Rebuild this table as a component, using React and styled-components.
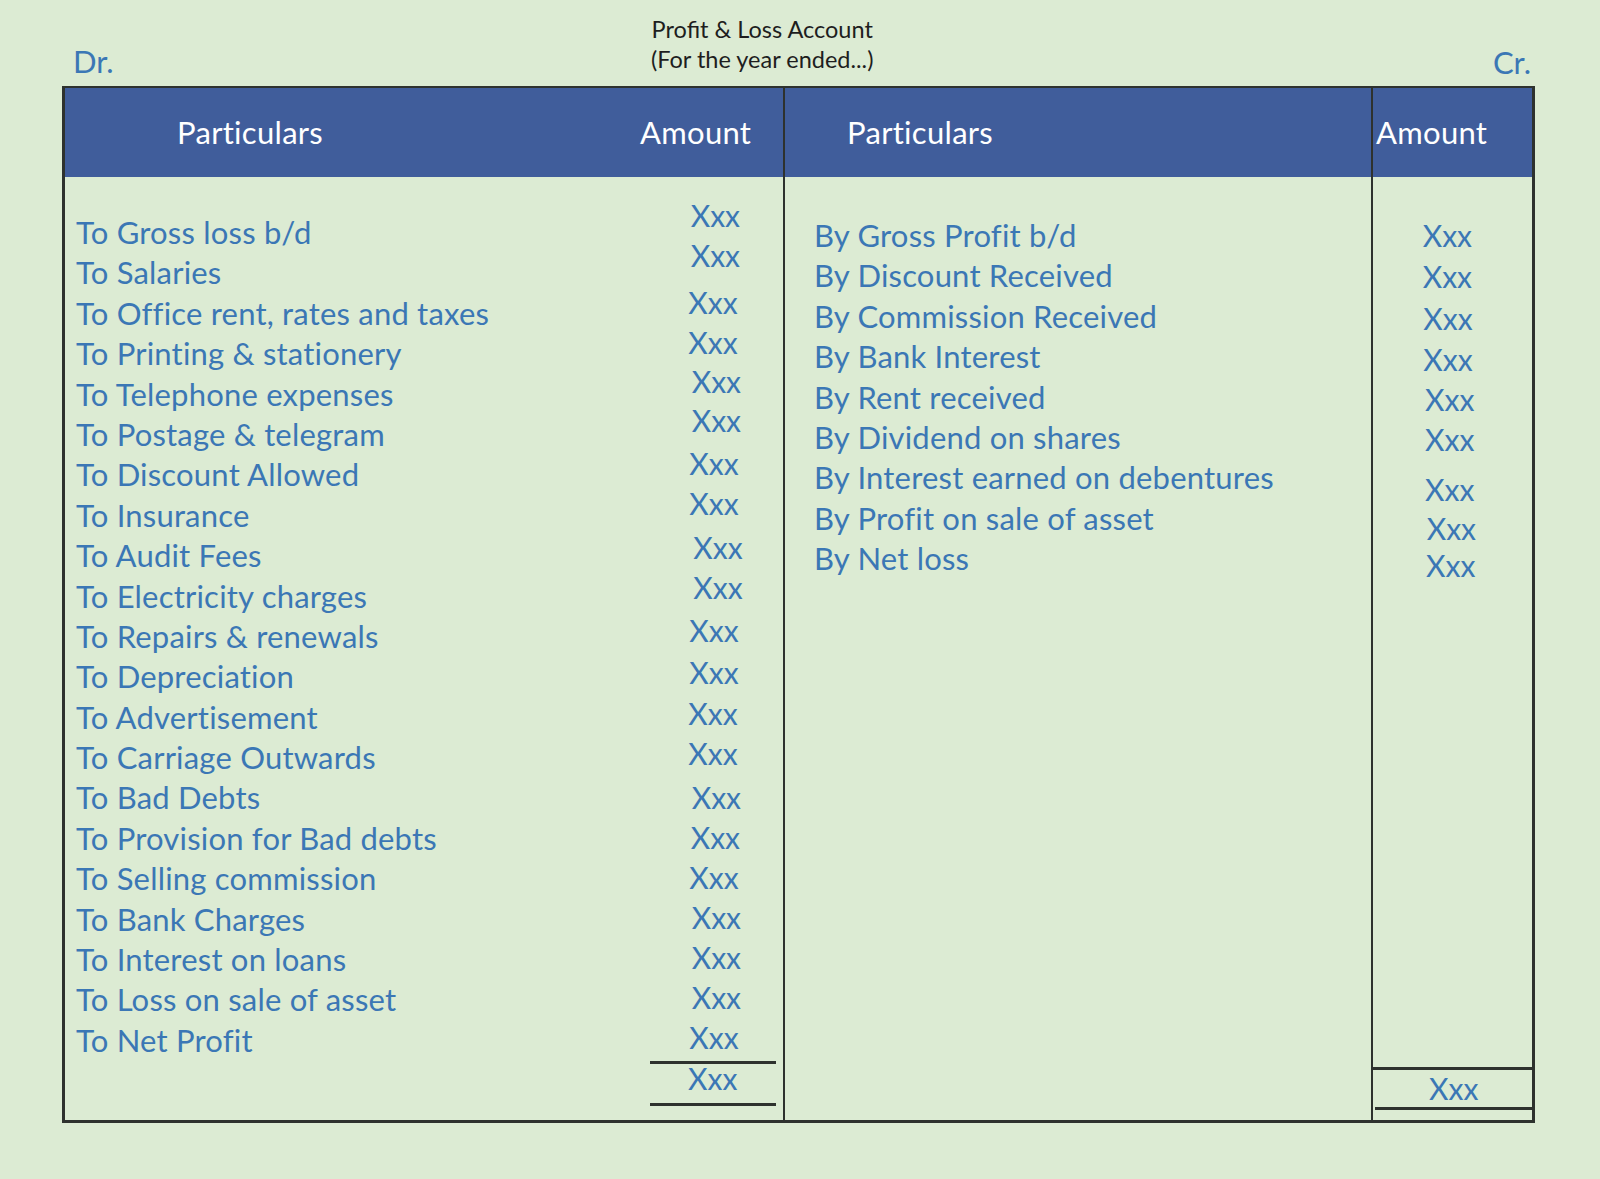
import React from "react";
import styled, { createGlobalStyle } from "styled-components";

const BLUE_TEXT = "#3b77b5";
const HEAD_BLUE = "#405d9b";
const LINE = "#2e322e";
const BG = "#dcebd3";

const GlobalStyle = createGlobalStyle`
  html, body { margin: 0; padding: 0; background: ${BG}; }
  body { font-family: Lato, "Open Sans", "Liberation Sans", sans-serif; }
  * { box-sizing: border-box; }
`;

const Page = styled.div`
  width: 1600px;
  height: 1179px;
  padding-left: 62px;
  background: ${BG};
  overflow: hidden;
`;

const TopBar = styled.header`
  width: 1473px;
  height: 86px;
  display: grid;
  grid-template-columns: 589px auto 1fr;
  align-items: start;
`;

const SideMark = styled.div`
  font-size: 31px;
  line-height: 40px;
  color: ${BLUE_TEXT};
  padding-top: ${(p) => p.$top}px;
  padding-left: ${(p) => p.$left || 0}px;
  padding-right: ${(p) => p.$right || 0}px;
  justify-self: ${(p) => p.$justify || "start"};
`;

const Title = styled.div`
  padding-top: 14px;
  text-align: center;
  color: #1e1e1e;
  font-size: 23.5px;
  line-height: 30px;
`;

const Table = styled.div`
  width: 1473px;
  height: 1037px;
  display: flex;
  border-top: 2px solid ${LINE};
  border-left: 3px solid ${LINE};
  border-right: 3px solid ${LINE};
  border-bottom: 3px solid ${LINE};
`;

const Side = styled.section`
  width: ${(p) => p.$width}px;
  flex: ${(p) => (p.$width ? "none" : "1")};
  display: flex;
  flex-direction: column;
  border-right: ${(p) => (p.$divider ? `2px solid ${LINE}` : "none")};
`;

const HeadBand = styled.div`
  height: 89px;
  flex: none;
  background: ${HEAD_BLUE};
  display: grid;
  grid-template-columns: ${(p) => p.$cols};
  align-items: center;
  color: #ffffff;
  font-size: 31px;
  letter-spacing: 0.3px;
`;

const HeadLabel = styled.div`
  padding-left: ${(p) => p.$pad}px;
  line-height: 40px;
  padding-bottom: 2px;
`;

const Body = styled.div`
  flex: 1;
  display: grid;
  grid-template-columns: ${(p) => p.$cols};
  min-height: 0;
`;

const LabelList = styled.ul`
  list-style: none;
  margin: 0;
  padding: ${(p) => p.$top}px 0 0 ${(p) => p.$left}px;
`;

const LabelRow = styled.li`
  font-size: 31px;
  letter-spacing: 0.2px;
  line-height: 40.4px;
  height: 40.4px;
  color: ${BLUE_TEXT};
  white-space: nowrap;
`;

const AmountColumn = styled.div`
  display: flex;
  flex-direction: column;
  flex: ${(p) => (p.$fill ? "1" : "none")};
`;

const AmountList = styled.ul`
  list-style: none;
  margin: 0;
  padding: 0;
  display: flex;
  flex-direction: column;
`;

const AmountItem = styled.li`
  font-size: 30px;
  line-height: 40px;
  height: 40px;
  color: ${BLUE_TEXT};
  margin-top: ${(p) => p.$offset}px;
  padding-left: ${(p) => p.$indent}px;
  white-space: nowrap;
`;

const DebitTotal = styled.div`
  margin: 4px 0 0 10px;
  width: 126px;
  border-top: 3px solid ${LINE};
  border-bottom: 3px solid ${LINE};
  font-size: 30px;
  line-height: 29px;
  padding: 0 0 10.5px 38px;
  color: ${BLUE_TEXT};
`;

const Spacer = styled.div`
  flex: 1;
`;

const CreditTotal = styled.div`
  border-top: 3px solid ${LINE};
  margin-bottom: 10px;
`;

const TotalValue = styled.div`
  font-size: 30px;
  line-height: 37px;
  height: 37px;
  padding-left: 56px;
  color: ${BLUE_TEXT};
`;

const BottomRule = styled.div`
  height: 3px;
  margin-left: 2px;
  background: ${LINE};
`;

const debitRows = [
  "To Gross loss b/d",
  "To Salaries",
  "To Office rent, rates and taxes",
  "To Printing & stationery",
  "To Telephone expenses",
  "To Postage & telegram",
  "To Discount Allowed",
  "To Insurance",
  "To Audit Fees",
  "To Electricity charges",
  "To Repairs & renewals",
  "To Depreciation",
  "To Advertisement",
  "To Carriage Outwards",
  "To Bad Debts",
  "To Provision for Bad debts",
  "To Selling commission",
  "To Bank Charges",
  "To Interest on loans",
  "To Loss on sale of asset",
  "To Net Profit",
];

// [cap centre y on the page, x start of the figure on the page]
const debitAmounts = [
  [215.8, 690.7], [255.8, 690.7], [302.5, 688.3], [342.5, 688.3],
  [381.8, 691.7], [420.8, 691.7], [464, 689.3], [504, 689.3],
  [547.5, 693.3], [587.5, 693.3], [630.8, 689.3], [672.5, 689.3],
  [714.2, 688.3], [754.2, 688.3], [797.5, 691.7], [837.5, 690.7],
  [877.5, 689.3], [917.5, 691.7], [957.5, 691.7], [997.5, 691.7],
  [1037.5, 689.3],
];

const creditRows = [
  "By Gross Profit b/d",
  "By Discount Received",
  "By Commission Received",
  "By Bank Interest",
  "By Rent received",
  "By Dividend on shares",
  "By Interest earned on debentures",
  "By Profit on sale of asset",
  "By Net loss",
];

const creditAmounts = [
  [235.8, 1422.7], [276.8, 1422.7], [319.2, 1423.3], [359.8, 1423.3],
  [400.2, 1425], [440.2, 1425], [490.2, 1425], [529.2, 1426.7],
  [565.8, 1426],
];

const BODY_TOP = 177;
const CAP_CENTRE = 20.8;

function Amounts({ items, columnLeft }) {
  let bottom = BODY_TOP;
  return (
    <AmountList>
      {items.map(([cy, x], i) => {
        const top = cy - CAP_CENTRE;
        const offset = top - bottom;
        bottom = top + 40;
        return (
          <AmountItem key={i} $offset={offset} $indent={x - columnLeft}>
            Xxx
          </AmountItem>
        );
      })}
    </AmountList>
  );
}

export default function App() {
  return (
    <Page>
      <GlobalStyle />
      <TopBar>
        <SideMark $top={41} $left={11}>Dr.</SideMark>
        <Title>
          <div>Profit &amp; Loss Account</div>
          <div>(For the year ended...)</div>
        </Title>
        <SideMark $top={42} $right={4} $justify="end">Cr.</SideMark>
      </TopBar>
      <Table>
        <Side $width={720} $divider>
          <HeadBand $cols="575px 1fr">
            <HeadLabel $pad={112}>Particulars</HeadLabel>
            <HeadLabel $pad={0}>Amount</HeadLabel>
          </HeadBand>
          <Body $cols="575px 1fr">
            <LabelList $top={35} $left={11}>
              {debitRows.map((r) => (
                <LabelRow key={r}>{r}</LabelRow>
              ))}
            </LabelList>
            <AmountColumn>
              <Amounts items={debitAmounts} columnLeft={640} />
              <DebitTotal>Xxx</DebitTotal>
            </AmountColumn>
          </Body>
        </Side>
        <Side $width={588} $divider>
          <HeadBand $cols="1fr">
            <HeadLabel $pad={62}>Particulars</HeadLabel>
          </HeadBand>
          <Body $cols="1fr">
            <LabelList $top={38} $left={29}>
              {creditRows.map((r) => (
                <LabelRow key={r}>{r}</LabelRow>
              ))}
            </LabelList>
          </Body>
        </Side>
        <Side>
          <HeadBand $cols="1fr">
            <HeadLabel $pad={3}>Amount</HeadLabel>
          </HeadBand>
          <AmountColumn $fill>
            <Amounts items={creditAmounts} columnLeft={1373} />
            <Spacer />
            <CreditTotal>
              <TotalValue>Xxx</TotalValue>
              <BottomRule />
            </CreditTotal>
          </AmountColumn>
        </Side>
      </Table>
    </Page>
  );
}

:: Task to carry out ::
Repeat the data exactly, excluding the pictures.

:: The result ::
Rebuild this table as a component, using React and styled-components.
import React from "react";
import styled, { createGlobalStyle } from "styled-components";

const BLUE_TEXT = "#3b77b5";
const HEAD_BLUE = "#405d9b";
const LINE = "#2e322e";
const BG = "#dcebd3";

const GlobalStyle = createGlobalStyle`
  html, body { margin: 0; padding: 0; background: ${BG}; }
  body { font-family: Lato, "Open Sans", "Liberation Sans", sans-serif; }
  * { box-sizing: border-box; }
`;

const Page = styled.div`
  width: 1600px;
  height: 1179px;
  padding-left: 62px;
  background: ${BG};
  overflow: hidden;
`;

const TopBar = styled.header`
  width: 1473px;
  height: 86px;
  display: grid;
  grid-template-columns: 589px auto 1fr;
  align-items: start;
`;

const SideMark = styled.div`
  font-size: 31px;
  line-height: 40px;
  color: ${BLUE_TEXT};
  padding-top: ${(p) => p.$top}px;
  padding-left: ${(p) => p.$left || 0}px;
  padding-right: ${(p) => p.$right || 0}px;
  justify-self: ${(p) => p.$justify || "start"};
`;

const Title = styled.div`
  padding-top: 14px;
  text-align: center;
  color: #1e1e1e;
  font-size: 23.5px;
  line-height: 30px;
`;

const Table = styled.div`
  width: 1473px;
  height: 1037px;
  display: flex;
  border-top: 2px solid ${LINE};
  border-left: 3px solid ${LINE};
  border-right: 3px solid ${LINE};
  border-bottom: 3px solid ${LINE};
`;

const Side = styled.section`
  width: ${(p) => p.$width}px;
  flex: ${(p) => (p.$width ? "none" : "1")};
  display: flex;
  flex-direction: column;
  border-right: ${(p) => (p.$divider ? `2px solid ${LINE}` : "none")};
`;

const HeadBand = styled.div`
  height: 89px;
  flex: none;
  background: ${HEAD_BLUE};
  display: grid;
  grid-template-columns: ${(p) => p.$cols};
  align-items: center;
  color: #ffffff;
  font-size: 31px;
  letter-spacing: 0.3px;
`;

const HeadLabel = styled.div`
  padding-left: ${(p) => p.$pad}px;
  line-height: 40px;
  padding-bottom: 2px;
`;

const Body = styled.div`
  flex: 1;
  display: grid;
  grid-template-columns: ${(p) => p.$cols};
  min-height: 0;
`;

const LabelList = styled.ul`
  list-style: none;
  margin: 0;
  padding: ${(p) => p.$top}px 0 0 ${(p) => p.$left}px;
`;

const LabelRow = styled.li`
  font-size: 31px;
  letter-spacing: 0.2px;
  line-height: 40.4px;
  height: 40.4px;
  color: ${BLUE_TEXT};
  white-space: nowrap;
`;

const AmountColumn = styled.div`
  display: flex;
  flex-direction: column;
  flex: ${(p) => (p.$fill ? "1" : "none")};
`;

const AmountList = styled.ul`
  list-style: none;
  margin: 0;
  padding: 0;
  display: flex;
  flex-direction: column;
`;

const AmountItem = styled.li`
  font-size: 30px;
  line-height: 40px;
  height: 40px;
  color: ${BLUE_TEXT};
  margin-top: ${(p) => p.$offset}px;
  padding-left: ${(p) => p.$indent}px;
  white-space: nowrap;
`;

const DebitTotal = styled.div`
  margin: 4px 0 0 10px;
  width: 126px;
  border-top: 3px solid ${LINE};
  border-bottom: 3px solid ${LINE};
  font-size: 30px;
  line-height: 29px;
  padding: 0 0 10.5px 38px;
  color: ${BLUE_TEXT};
`;

const Spacer = styled.div`
  flex: 1;
`;

const CreditTotal = styled.div`
  border-top: 3px solid ${LINE};
  margin-bottom: 10px;
`;

const TotalValue = styled.div`
  font-size: 30px;
  line-height: 37px;
  height: 37px;
  padding-left: 56px;
  color: ${BLUE_TEXT};
`;

const BottomRule = styled.div`
  height: 3px;
  margin-left: 2px;
  background: ${LINE};
`;

const debitRows = [
  "To Gross loss b/d",
  "To Salaries",
  "To Office rent, rates and taxes",
  "To Printing & stationery",
  "To Telephone expenses",
  "To Postage & telegram",
  "To Discount Allowed",
  "To Insurance",
  "To Audit Fees",
  "To Electricity charges",
  "To Repairs & renewals",
  "To Depreciation",
  "To Advertisement",
  "To Carriage Outwards",
  "To Bad Debts",
  "To Provision for Bad debts",
  "To Selling commission",
  "To Bank Charges",
  "To Interest on loans",
  "To Loss on sale of asset",
  "To Net Profit",
];

// [cap centre y on the page, x start of the figure on the page]
const debitAmounts = [
  [215.8, 690.7], [255.8, 690.7], [302.5, 688.3], [342.5, 688.3],
  [381.8, 691.7], [420.8, 691.7], [464, 689.3], [504, 689.3],
  [547.5, 693.3], [587.5, 693.3], [630.8, 689.3], [672.5, 689.3],
  [714.2, 688.3], [754.2, 688.3], [797.5, 691.7], [837.5, 690.7],
  [877.5, 689.3], [917.5, 691.7], [957.5, 691.7], [997.5, 691.7],
  [1037.5, 689.3],
];

const creditRows = [
  "By Gross Profit b/d",
  "By Discount Received",
  "By Commission Received",
  "By Bank Interest",
  "By Rent received",
  "By Dividend on shares",
  "By Interest earned on debentures",
  "By Profit on sale of asset",
  "By Net loss",
];

const creditAmounts = [
  [235.8, 1422.7], [276.8, 1422.7], [319.2, 1423.3], [359.8, 1423.3],
  [400.2, 1425], [440.2, 1425], [490.2, 1425], [529.2, 1426.7],
  [565.8, 1426],
];

const BODY_TOP = 177;
const CAP_CENTRE = 20.8;

function Amounts({ items, columnLeft }) {
  let bottom = BODY_TOP;
  return (
    <AmountList>
      {items.map(([cy, x], i) => {
        const top = cy - CAP_CENTRE;
        const offset = top - bottom;
        bottom = top + 40;
        return (
          <AmountItem key={i} $offset={offset} $indent={x - columnLeft}>
            Xxx
          </AmountItem>
        );
      })}
    </AmountList>
  );
}

export default function App() {
  return (
    <Page>
      <GlobalStyle />
      <TopBar>
        <SideMark $top={41} $left={11}>Dr.</SideMark>
        <Title>
          <div>Profit &amp; Loss Account</div>
          <div>(For the year ended...)</div>
        </Title>
        <SideMark $top={42} $right={4} $justify="end">Cr.</SideMark>
      </TopBar>
      <Table>
        <Side $width={720} $divider>
          <HeadBand $cols="575px 1fr">
            <HeadLabel $pad={112}>Particulars</HeadLabel>
            <HeadLabel $pad={0}>Amount</HeadLabel>
          </HeadBand>
          <Body $cols="575px 1fr">
            <LabelList $top={35} $left={11}>
              {debitRows.map((r) => (
                <LabelRow key={r}>{r}</LabelRow>
              ))}
            </LabelList>
            <AmountColumn>
              <Amounts items={debitAmounts} columnLeft={640} />
              <DebitTotal>Xxx</DebitTotal>
            </AmountColumn>
          </Body>
        </Side>
        <Side $width={588} $divider>
          <HeadBand $cols="1fr">
            <HeadLabel $pad={62}>Particulars</HeadLabel>
          </HeadBand>
          <Body $cols="1fr">
            <LabelList $top={38} $left={29}>
              {creditRows.map((r) => (
                <LabelRow key={r}>{r}</LabelRow>
              ))}
            </LabelList>
          </Body>
        </Side>
        <Side>
          <HeadBand $cols="1fr">
            <HeadLabel $pad={3}>Amount</HeadLabel>
          </HeadBand>
          <AmountColumn $fill>
            <Amounts items={creditAmounts} columnLeft={1373} />
            <Spacer />
            <CreditTotal>
              <TotalValue>Xxx</TotalValue>
              <BottomRule />
            </CreditTotal>
          </AmountColumn>
        </Side>
      </Table>
    </Page>
  );
}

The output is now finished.